> SHORT EXERCISE: Below are some records. Count the lines with "React" in them and give nothing but the total.

+++

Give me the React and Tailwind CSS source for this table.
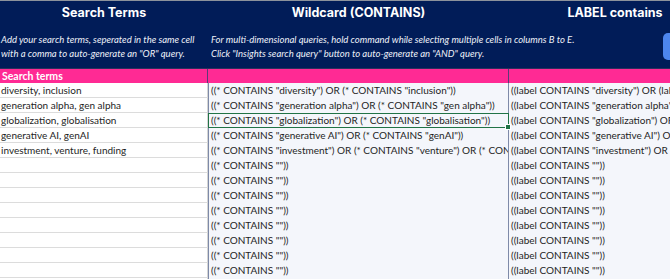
import React from "react";

const termsA = [
  "diversity, inclusion",
  "generation alpha, gen alpha",
  "globalization, globalisation",
  "generative AI, genAI",
  "investment, venture, funding",
];
const colB = [
  '((* CONTAINS "diversity") OR (* CONTAINS "inclusion"))',
  '((* CONTAINS "generation alpha") OR (* CONTAINS "gen alpha"))',
  '((* CONTAINS "globalization") OR (* CONTAINS "globalisation"))',
  '((* CONTAINS "generative AI") OR (* CONTAINS "genAI"))',
  '((* CONTAINS "investment") OR (* CONTAINS "venture") OR (* CONTAINS "funding"))',
];
const colC = [
  '((label CONTAINS "diversity") OR (label CONTAINS "inclusion"))',
  '((label CONTAINS "generation alpha") OR (label CONTAINS "gen alpha"))',
  '((label CONTAINS "globalization") OR (label CONTAINS "globalisation"))',
  '((label CONTAINS "generative AI") OR (label CONTAINS "genAI"))',
  '((label CONTAINS "investment") OR (label CONTAINS "venture") OR (label CONTAINS "funding"))',
];

const rows = Array.from({ length: 14 }, (_, i) => ({
  a: termsA[i] || "",
  b: colB[i] || '((* CONTAINS ""))',
  c: colC[i] || '((label CONTAINS ""))',
}));

const cellFont = { fontFamily: "Lato, 'Open Sans', sans-serif" };
const titleFont = { fontFamily: "Inter, sans-serif" };

export default function App() {
  return (
    <div className="w-[670px] h-[279px] overflow-hidden bg-white border-t border-[#8c929c]" style={cellFont}>
      {/* Header */}
      <div className="grid grid-cols-[208px_301px_300px] h-[67px] bg-[#011c58] text-white">
        <div className="flex flex-col">
          <div className="h-[24px] flex items-center justify-center font-bold text-[12.5px]" style={titleFont}>
            Search Terms
          </div>
          <div className="pl-[1px] pt-[8px] italic text-[9.5px] leading-[14px] whitespace-nowrap text-[#eef1f8]">
            <div>Add your search terms, seperated in the same cell</div>
            <div>with a comma to auto-generate an "OR" query.</div>
          </div>
        </div>
        <div className="flex flex-col">
          <div className="h-[24px] flex items-center justify-center font-bold text-[12.5px]" style={titleFont}>
            Wildcard (CONTAINS)
          </div>
          <div className="pl-[3px] pt-[8px] italic text-[9.5px] leading-[14px] whitespace-nowrap text-[#eef1f8]">
            <div>For multi-dimensional queries, hold command while selecting multiple cells in columns B to E.</div>
            <div>Click "Insights search query" button to auto-generate an "AND" query.</div>
          </div>
        </div>
        <div className="flex flex-col">
          <div className="h-[24px] w-[212px] flex items-center justify-center font-bold text-[12.5px] whitespace-nowrap" style={titleFont}>
            LABEL contains
          </div>
          <div className="flex pl-[154px] pt-[8px]">
            <div className="w-[60px] h-[27px] rounded-[5px] bg-[#4d86ee]" />
          </div>
        </div>
      </div>

      {/* Pink bar */}
      <div className="grid grid-cols-[208px_301px_300px] h-[15px] bg-[#ff2a94] text-white border-t border-[#2b2f5c]">
        <div className="pl-[2px] text-[10.5px] font-bold leading-[14px] border-r border-[#5b3a78]">Search terms</div>
        <div className="border-r border-[#5b3a78]" />
        <div />
      </div>

      {/* Data rows */}
      {rows.map((r, i) => (
        <div key={i} className="grid grid-cols-[208px_301px_300px] h-[15px] text-[10px] leading-[14px] text-[#1e1e1e]">
          <div className="pl-[1px] bg-white border-b border-[#dcdcdc] border-r border-r-[#d4d4d4] whitespace-nowrap overflow-hidden">
            {r.a}
          </div>
          <div className={`relative pl-[2px] bg-[#f4f6fb] border-l border-[#7e8aa8] border-r border-r-[#7e8aa8] whitespace-nowrap ${i === 2 ? "z-10 outline outline-1 outline-[#217346] -outline-offset-1" : "overflow-hidden"}`}>
            <div className="overflow-hidden">{r.b}</div>
            {i === 2 && (
              <div className="absolute right-[-3px] bottom-[-2px] w-[4px] h-[4px] bg-[#217346] border border-white box-content" />
            )}
          </div>
          <div className="pl-[2px] bg-[#f4f6fb] whitespace-nowrap overflow-hidden">
            {r.c}
          </div>
        </div>
      ))}
    </div>
  );
}
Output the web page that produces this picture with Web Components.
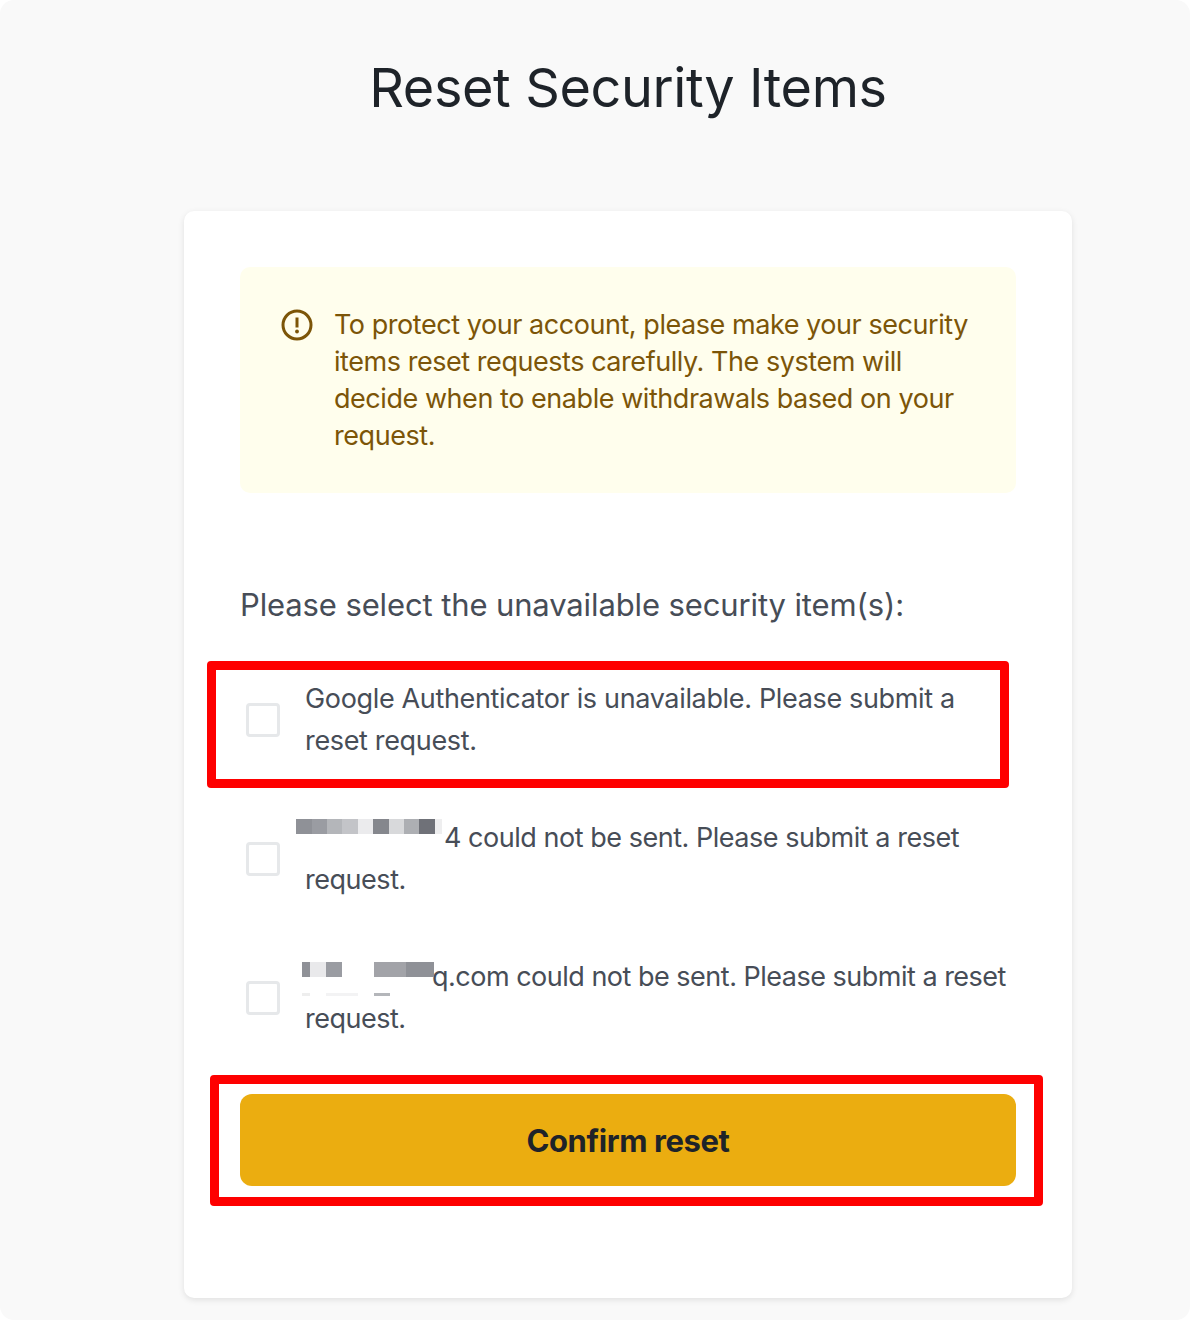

+++

> SOLUTION TO THIS TASK: 2